Support REBUILD Act H.R. 363 (Calvert) to accelerate highway projects through NEPA delegation.  Congressman Ken Calvert (CA-42) reintroduced the Reducing Environmental Barriers to Unified Infrastructure and Land Development (REBUILD) Act to reduce the cost and speed up the construction of infrastructure projects, while maintaining strong environmental protections. The REBUILD Act allows any state to enter into a Memorandum of Understanding with a designated federal agency that has environmental review responsibilities under NEPA and assume the review responsibilities of that agency. Under the REBUILD Act, states would still be required to uphold the same NEPA standards or greater. By assuming these responsibilities states could integrate NEPA compliance into their own state approval processes, thereby streamlining construction timelines and eliminating the need for redundant reviews at the federal level, all while upholding high standards of environmental stewardship.
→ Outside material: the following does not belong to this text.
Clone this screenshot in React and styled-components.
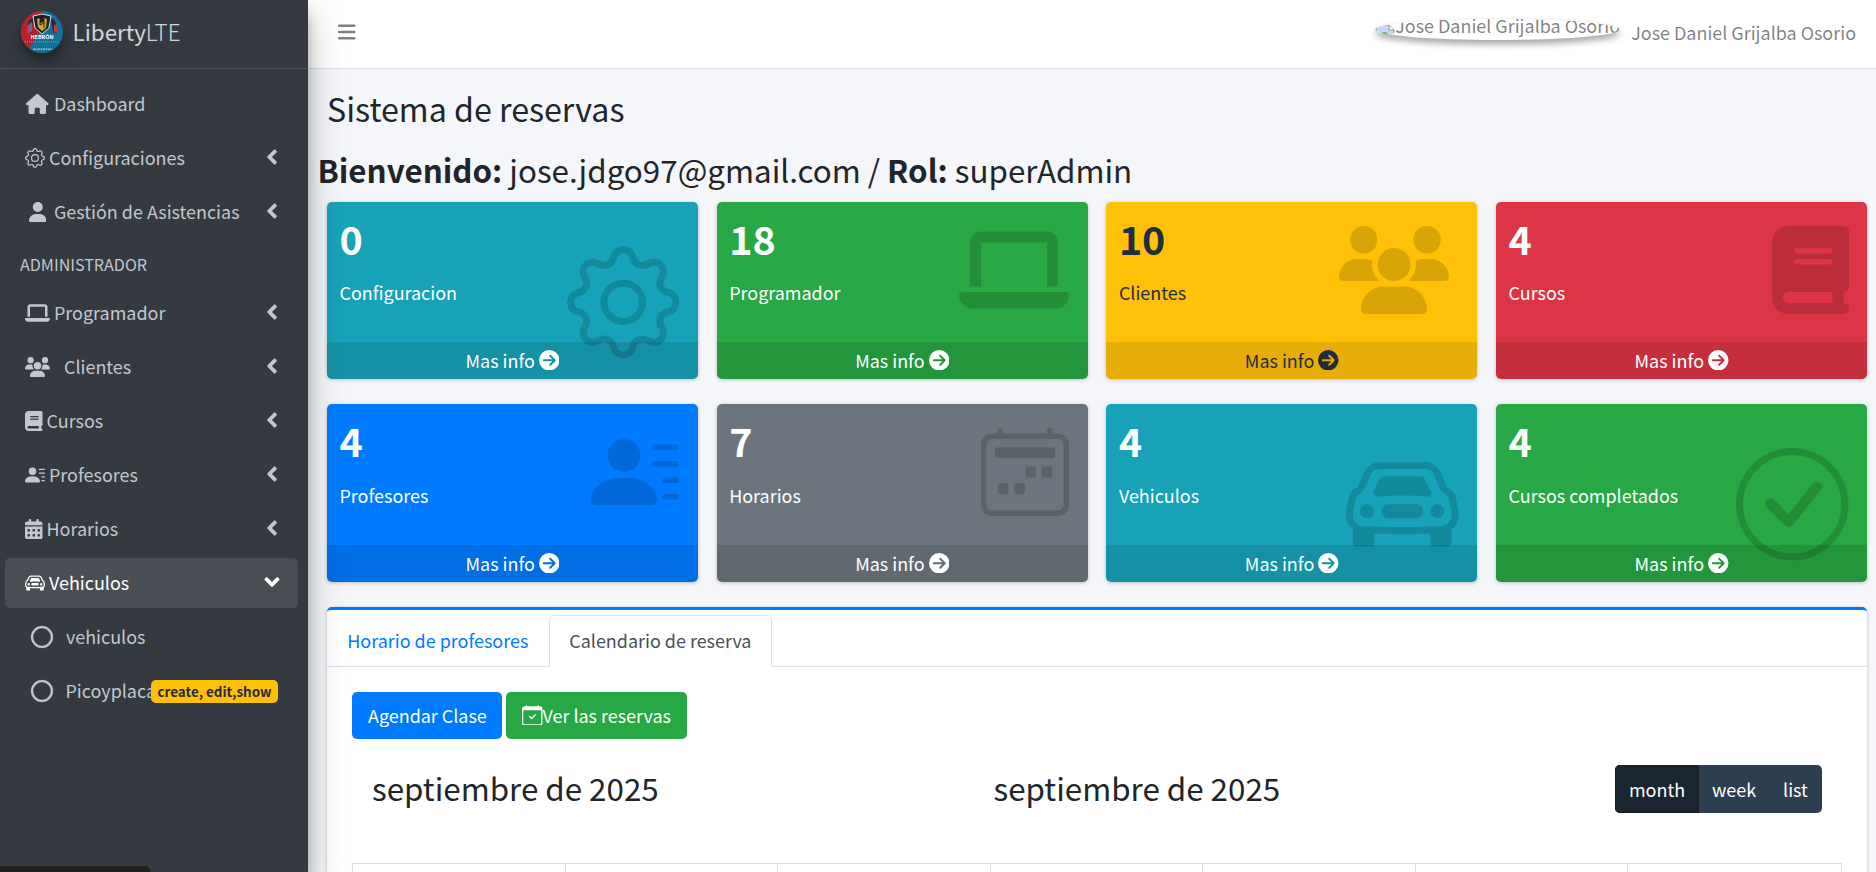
import React from 'react';
import styled, { createGlobalStyle, css } from 'styled-components';
import { FaAngleLeft } from 'react-icons/fa';
import {
  FaHouse, FaUser, FaLaptop, FaUsers, FaBook, FaCalendarDays,
  FaRegCircle, FaBars, FaCircleArrowRight,
} from 'react-icons/fa6';
import {
  BsGear, BsPersonLinesFill, BsCarFront, BsCalendar2Week, BsCheckCircle, BsCalendarCheck,
} from 'react-icons/bs';

const GlobalStyle = createGlobalStyle`
  *, *::before, *::after { box-sizing: border-box; }
  html, body { margin: 0; padding: 0; overflow: hidden; }
  body {
    font-family: "Noto Sans CJK SC", "Noto Sans", sans-serif;
    font-size: 17.95px;
    line-height: 30px;
    color: #212529;
    background: #f4f6f9;
  }
  h1, h2, h3, p { margin: 0; font-weight: 400; }
  a { color: inherit; text-decoration: none; }
  svg { display: block; flex: none; }
`;

const Shell = styled.div`
  position: relative;
  display: flex;
  width: 1876px;
  height: 872px;
  overflow: hidden;
`;

/* ---------- sidebar ---------- */
const Sidebar = styled.aside`
  position: relative;
  z-index: 2;
  flex: none;
  width: 308px;
  height: 872px;
  background: #343a40;
  color: #c2c7d0;
  box-shadow: 0 17px 35px rgba(0, 0, 0, 0.25), 0 12px 12px rgba(0, 0, 0, 0.22);
`;

const Brand = styled.a`
  display: flex;
  align-items: center;
  height: 69px;
  padding: 0 0 5px 21px;
  border-bottom: 1px solid #4b545c;
  color: rgba(255, 255, 255, 0.8);
  font-size: 22.4px;
`;

const BrandLogo = styled.svg`
  width: 42px;
  height: 42px;
  border-radius: 50%;
  box-shadow: 0 12px 25px rgba(0, 0, 0, 0.19), 0 7px 7px rgba(0, 0, 0, 0.23);
`;

const BrandText = styled.span`
  margin: 0 0 2px 9.5px;
  white-space: nowrap;
`;

const Thin = styled.span`
  font-weight: 200;
`;

const Nav = styled.nav`
  display: flex;
  flex-direction: column;
  gap: 4px;
  padding: 10px 10px 0 5px;
`;

const NavLink = styled.a`
  position: relative;
  display: flex;
  align-items: center;
  height: 50px;
  padding: 0 0 1px 20px;
  border-radius: 5px;
  white-space: nowrap;
  ${(p) => p.$active && css`
    background: rgba(255, 255, 255, 0.1);
    color: #fff;
  `}
`;

const NavLabel = styled.span`
  margin-bottom: 2px;
`;

const NavHeader = styled.div`
  height: 43px;
  padding: 8px 0 0 15px;
  font-size: 16.1px;
  line-height: 30px;
`;

const IconSlot = styled.span`
  display: flex;
  justify-content: center;
  width: ${(p) => p.$slot}px;
  margin: 0 ${(p) => p.$gap}px 0 ${(p) => p.$indent || 0}px;
  svg { width: ${(p) => p.$w}px; height: ${(p) => p.$h || 20}px; }
`;

const Ring = styled(FaRegCircle)`
  overflow: visible;
  stroke: currentColor;
  stroke-width: 6px;
`;

const Chevron = styled(FaAngleLeft)`
  margin: 0 20px 2px auto;
  width: 12px;
  height: 24px;
  transform: rotate(${(p) => (p.$open ? '-90deg' : '0deg')});
`;

const PermBadge = styled.span`
  position: absolute;
  right: 20px;
  top: 14px;
  width: 127px;
  height: 23px;
  border-radius: 5px;
  background: #ffc107;
  color: #1f2d3d;
  font-size: 13.4px;
  font-weight: 700;
  line-height: 22px;
  text-align: center;
`;

const StatusBubble = styled.div`
  position: absolute;
  z-index: 3;
  left: 0;
  bottom: 0;
  width: 150px;
  height: 6px;
  border-top-right-radius: 5px;
  background: #1f1f1f;
`;

/* ---------- top bar ---------- */
const Main = styled.div`
  flex: 1;
  min-width: 0;
  display: flex;
  flex-direction: column;
`;

const TopBar = styled.header`
  flex: none;
  display: flex;
  align-items: center;
  height: 69px;
  padding: 0 20px 4px 30px;
  border-bottom: 1px solid #dee2e6;
  background: #fff;
  color: rgba(0, 0, 0, 0.5);
`;

const Burger = styled(FaBars)`
  width: 17.5px;
  height: 20px;
`;

const UserLink = styled.a`
  display: flex;
  align-items: center;
  margin-left: auto;
  white-space: nowrap;
`;

const Avatar = styled.span`
  display: flex;
  align-items: flex-start;
  width: 245px;
  height: 21px;
  margin: 0 11px 5px 0;
  border-radius: 50%;
  overflow: hidden;
  line-height: 16px;
  box-shadow: 0 4px 7px rgba(0, 0, 0, 0.16), 0 4px 7px rgba(0, 0, 0, 0.23);
`;

const AltText = styled.span`
  margin-top: -2px;
`;

const BrokenImage = styled.svg`
  width: 20px;
  height: 20px;
  margin: 5px 0 0 0;
`;

/* ---------- content ---------- */
const Content = styled.main`
  padding: 0 9px 0 19px;
`;

const PageTitle = styled.h1`
  height: 80px;
  padding-top: 12px;
  font-size: 32.2px;
  line-height: 54px;
`;

const Welcome = styled.h2`
  height: 53px;
  margin-left: -9.5px;
  font-size: 31.35px;
  line-height: 42px;
`;

const Boxes = styled.section`
  display: grid;
  grid-template-columns: repeat(4, 1fr);
  grid-template-rows: 177px 178px;
  gap: 25px 18.75px;
  margin-bottom: 25px;
`;

const Box = styled.article`
  position: relative;
  display: flex;
  flex-direction: column;
  border-radius: 5px;
  overflow: hidden;
  background: ${(p) => p.$bg};
  color: ${(p) => p.$fg};
`;

const BoxWrap = styled.div`
  display: grid;
  border-radius: 5px;
  box-shadow: 0 0 1px rgba(0, 0, 0, 0.125), 0 1px 4px rgba(0, 0, 0, 0.2);
`;

const BoxBody = styled.div`
  flex: 1;
  display: flex;
  flex-direction: column;
  justify-content: space-between;
  padding: 9px 12.5px 35px;
`;

const BoxCount = styled.h3`
  font-size: 39.4px;
  font-weight: 700;
  line-height: 53px;
`;

const BoxLabel = styled.p`
  line-height: 30px;
`;

const BoxIcon = styled.div`
  position: absolute;
  top: ${(p) => p.$top}px;
  right: ${(p) => p.$right}px;
  color: rgba(0, 0, 0, 0.15);
  svg { width: ${(p) => p.$w}px; height: ${(p) => p.$h}px; }
`;

const BoxFooter = styled.a`
  position: relative;
  display: flex;
  justify-content: center;
  align-items: center;
  gap: 4px;
  height: 37px;
  padding-bottom: 1px;
  background: rgba(0, 0, 0, 0.1);
  svg { width: 20.5px; height: 20.5px; }
`;

const Panel = styled.section`
  height: 300px;
  border-top: 3px solid #007bff;
  border-radius: 5px;
  background: #fff;
  box-shadow: 0 0 1px rgba(0, 0, 0, 0.125), 0 1px 4px rgba(0, 0, 0, 0.2);
`;

const Tabs = styled.div`
  display: flex;
  height: 57px;
  padding-top: 5px;
  border-bottom: 1px solid #dee2e6;
`;

const Tab = styled.a`
  height: 52px;
  padding: 9px 19.3px;
  border: 1px solid transparent;
  border-radius: 5px 5px 0 0;
  color: #007bff;
  width: ${(p) => p.$width}px;
  white-space: nowrap;
  ${(p) => p.$active && css`
    border-color: #dee2e6 #dee2e6 #fff;
    background: #fff;
    color: #495057;
  `}
`;

const PanelBody = styled.div`
  padding: 25px;
`;

const Actions = styled.div`
  display: flex;
  gap: 4px;
`;

const Button = styled.button`
  display: flex;
  align-items: center;
  width: ${(p) => p.$width}px;
  height: 47px;
  padding: 0 0 1px 16px;
  border: 0;
  border-radius: 5px;
  background: ${(p) => p.$bg};
  color: #fff;
  font: inherit;
  white-space: nowrap;
  svg { width: 20.5px; height: 20.5px; }
`;

const CalendarBar = styled.div`
  display: flex;
  align-items: center;
  justify-content: space-between;
  height: 48px;
  margin: 26px 20px 50px 20px;
`;

const MonthTitle = styled.h2`
  padding-bottom: 2px;
  font-size: 31.35px;
  line-height: 42px;
  white-space: nowrap;
`;

const ViewSwitch = styled.div`
  display: flex;
  width: 207px;
  height: 48px;
  border-radius: 5px;
  overflow: hidden;
  background: #2c3e50;
  color: #fff;
`;

const ViewOption = styled.button`
  width: ${(p) => p.$width}px;
  padding: 0;
  border: 0;
  background: ${(p) => (p.$active ? '#1a252f' : 'transparent')};
  box-shadow: ${(p) => (p.$active ? 'inset 0 0 0 1px #151e27' : 'none')};
  color: inherit;
  font: inherit;
`;

const CalendarGrid = styled.div`
  display: grid;
  grid-template-columns: repeat(7, 1fr);
  height: 60px;
  border: 1px solid #ddd;
`;

const DayColumn = styled.div`
  &:not(:last-child) { border-right: 1px solid #ddd; }
`;

function Logo() {
  return (
    <BrandLogo viewBox="0 0 42 42">
      <rect width="42" height="42" fill="#12719b" />
      <path d="M0 0H21L22 12L17 24L8 37L0 42Z" fill="#b8202c" />
      <path d="M7 22V13Q8 7 14 7L15 9Q10 11 10 22ZM35 22V13Q34 7 28 7L27 9Q32 11 32 22Z" fill="#26292e" />
      <path d="M6 22V15L9 13V23ZM33 22V13L36 15V21Z" fill="#d5303b" />
      <path d="M8 13L11 11V20L8 22Z" fill="#2188ae" />
      <path d="M12 5L21 3L30 5L28 17L21 23L14 17Z" fill="#1c2229" stroke="#dbe0df" strokeWidth="1" />
      <path d="M16 8L19 7V12L23 11V7L26 8L25 17L21 20L17 16Z" fill="#d7a637" />
      <path d="M19 7V14M23 7V17M19 14L23 12" stroke="#2c261b" strokeWidth="1" />
      <text x="21" y="28.4" textAnchor="middle" fontSize="5.4" fontWeight="700" fill="#fff">HEBRÓN</text>
      <path d="M4 30.8H38" stroke="#d6b4bd" strokeWidth="1" strokeDasharray="1 1" opacity=".7" />
      <path d="M12 38.2H31" stroke="#d5e7ef" strokeWidth="1.2" strokeDasharray="2 .5" opacity=".75" />
    </BrandLogo>
  );
}

const menu = [
  { label: 'Dashboard', icon: FaHouse, w: 22.5, slot: 25, gap: 4, leaf: true },
  { label: 'Configuraciones', icon: BsGear, w: 20, slot: 20, gap: 4 },
  { label: 'Gestión de Asistencias', icon: FaUser, w: 17.5, slot: 25, gap: 4 },
  { header: 'ADMINISTRADOR' },
  { label: 'Programador', icon: FaLaptop, w: 25, slot: 25, gap: 4 },
  { label: 'Clientes', icon: FaUsers, w: 25, slot: 25, gap: 14 },
  { label: 'Cursos', icon: FaBook, w: 17.5, slot: 17.5, gap: 4 },
  { label: 'Profesores', icon: BsPersonLinesFill, w: 20, slot: 20, gap: 4 },
  { label: 'Horarios', icon: FaCalendarDays, w: 17.5, slot: 17.5, gap: 4 },
  { label: 'Vehiculos', icon: BsCarFront, w: 20, slot: 20, gap: 4, active: true },
  { label: 'vehiculos', icon: Ring, w: 22, h: 22, slot: 22.5, gap: 13, indent: 5.5, leaf: true },
  { label: 'Picoyplaca', icon: Ring, w: 22, h: 22, slot: 22.5, gap: 12.5, indent: 5.5, leaf: true, badge: 'create, edit,show' },
];

const WHITE = '#fff';
const DARK = '#1f2d3d';
const boxes = [
  { count: 0, label: 'Configuracion', bg: '#17a2b8', icon: BsGear, w: 112.5, h: 112.5, top: 44 },
  { count: 18, label: 'Programador', bg: '#28a745', icon: FaLaptop, w: 110, h: 88, top: 24 },
  { count: 10, label: 'Clientes', bg: '#ffc107', fg: DARK, icon: FaUsers, w: 110, h: 88, top: 24, right: 28 },
  { count: 4, label: 'Cursos', bg: '#dc3545', icon: FaBook, w: 77, h: 88, top: 24 },
  { count: 4, label: 'Profesores', bg: '#007bff', icon: BsPersonLinesFill, w: 88, h: 88, top: 24 },
  { count: 7, label: 'Horarios', bg: '#6c757d', icon: BsCalendar2Week, w: 88, h: 88, top: 24 },
  { count: 4, label: 'Vehiculos', bg: '#17a2b8', icon: BsCarFront, w: 112.5, h: 112.5, top: 44 },
  { count: 4, label: 'Cursos completados', bg: '#28a745', icon: BsCheckCircle, w: 112.5, h: 112.5, top: 44 },
];

function MenuEntry({ item }) {
  if (item.header) return <NavHeader>{item.header}</NavHeader>;
  const Icon = item.icon;
  return (
    <NavLink $active={item.active}>
      <IconSlot $slot={item.slot} $gap={item.gap} $indent={item.indent} $w={item.w} $h={item.h}>
        <Icon />
      </IconSlot>
      <NavLabel>{item.label}</NavLabel>
      {!item.leaf && <Chevron $open={item.active} />}
      {item.badge && <PermBadge>{item.badge}</PermBadge>}
    </NavLink>
  );
}

function InfoBox({ box }) {
  const Icon = box.icon;
  return (
    <BoxWrap>
      <Box $bg={box.bg} $fg={box.fg || WHITE}>
        <BoxBody>
          <BoxCount>{box.count}</BoxCount>
          <BoxLabel>{box.label}</BoxLabel>
        </BoxBody>
        <BoxIcon $top={box.top} $right={box.right || 18.5} $w={box.w} $h={box.h}>
          <Icon />
        </BoxIcon>
        <BoxFooter>
          Mas info <FaCircleArrowRight />
        </BoxFooter>
      </Box>
    </BoxWrap>
  );
}

export default function App() {
  return (
    <Shell>
      <GlobalStyle />
      <Sidebar>
        <Brand>
          <Logo />
          <BrandText>Liberty<Thin>LTE</Thin></BrandText>
        </Brand>
        <Nav>
          {menu.map((item) => <MenuEntry key={item.label || item.header} item={item} />)}
        </Nav>
      </Sidebar>
      <Main>
        <TopBar>
          <Burger />
          <UserLink>
            <Avatar>
              <BrokenImage viewBox="0 0 20 20">
                <path d="M1 1H14L19 6V19H1Z" fill="#c6d8f5" stroke="#9a9a9a" strokeWidth="1.2" />
                <path d="M14 1V6H19" fill="#fff" stroke="#9a9a9a" strokeWidth="1.2" />
                <path d="M2 14Q9 4 14 11L8 18H2Z" fill="#52b043" />
                <path d="M8 19L20 8V11L11 19Z" fill="#fff" />
              </BrokenImage>
              <AltText>Jose Daniel Grijalba Osorio</AltText>
            </Avatar>
            <span>Jose Daniel Grijalba Osorio</span>
          </UserLink>
        </TopBar>
        <Content>
          <PageTitle>Sistema de reservas</PageTitle>
          <Welcome>
            <b>Bienvenido:</b> jose.jdgo97@gmail.com / <b>Rol:</b> superAdmin
          </Welcome>
          <Boxes>
            {boxes.map((box) => <InfoBox key={box.label} box={box} />)}
          </Boxes>
          <Panel>
            <Tabs>
              <Tab $width={222}>Horario de profesores</Tab>
              <Tab $width={223} $active>Calendario de reserva</Tab>
            </Tabs>
            <PanelBody>
              <Actions>
                <Button $bg="#007bff" $width={150}>Agendar Clase</Button>
                <Button $bg="#28a745" $width={181}><BsCalendarCheck />Ver las reservas</Button>
              </Actions>
              <CalendarBar>
                <MonthTitle>septiembre de 2025</MonthTitle>
                <MonthTitle>septiembre de 2025</MonthTitle>
                <ViewSwitch>
                  <ViewOption $width={84} $active>month</ViewOption>
                  <ViewOption $width={70}>week</ViewOption>
                  <ViewOption $width={53}>list</ViewOption>
                </ViewSwitch>
              </CalendarBar>
              <CalendarGrid>
                {Array.from({ length: 7 }, (_, i) => <DayColumn key={i} />)}
              </CalendarGrid>
            </PanelBody>
          </Panel>
        </Content>
      </Main>
      <StatusBubble />
    </Shell>
  );
}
The streamlined process is modeled after a pilot program created in SAFETEA-LU (Section 327 – Title 23 USC) that allowed a limited number of states to take on the task of ensuring National Environmental Policy Act (NEPA) compliance for highway projects under the Federal Highway Administration (FHWA).  In those states that chose to assume this responsibility, the length of time to complete a project review was reduced by an average of 17 months while also ensuring that goals of the NEPA process were not compromised.

[1]              One of the 28 currently authorized judgeships in the District is a temporary position.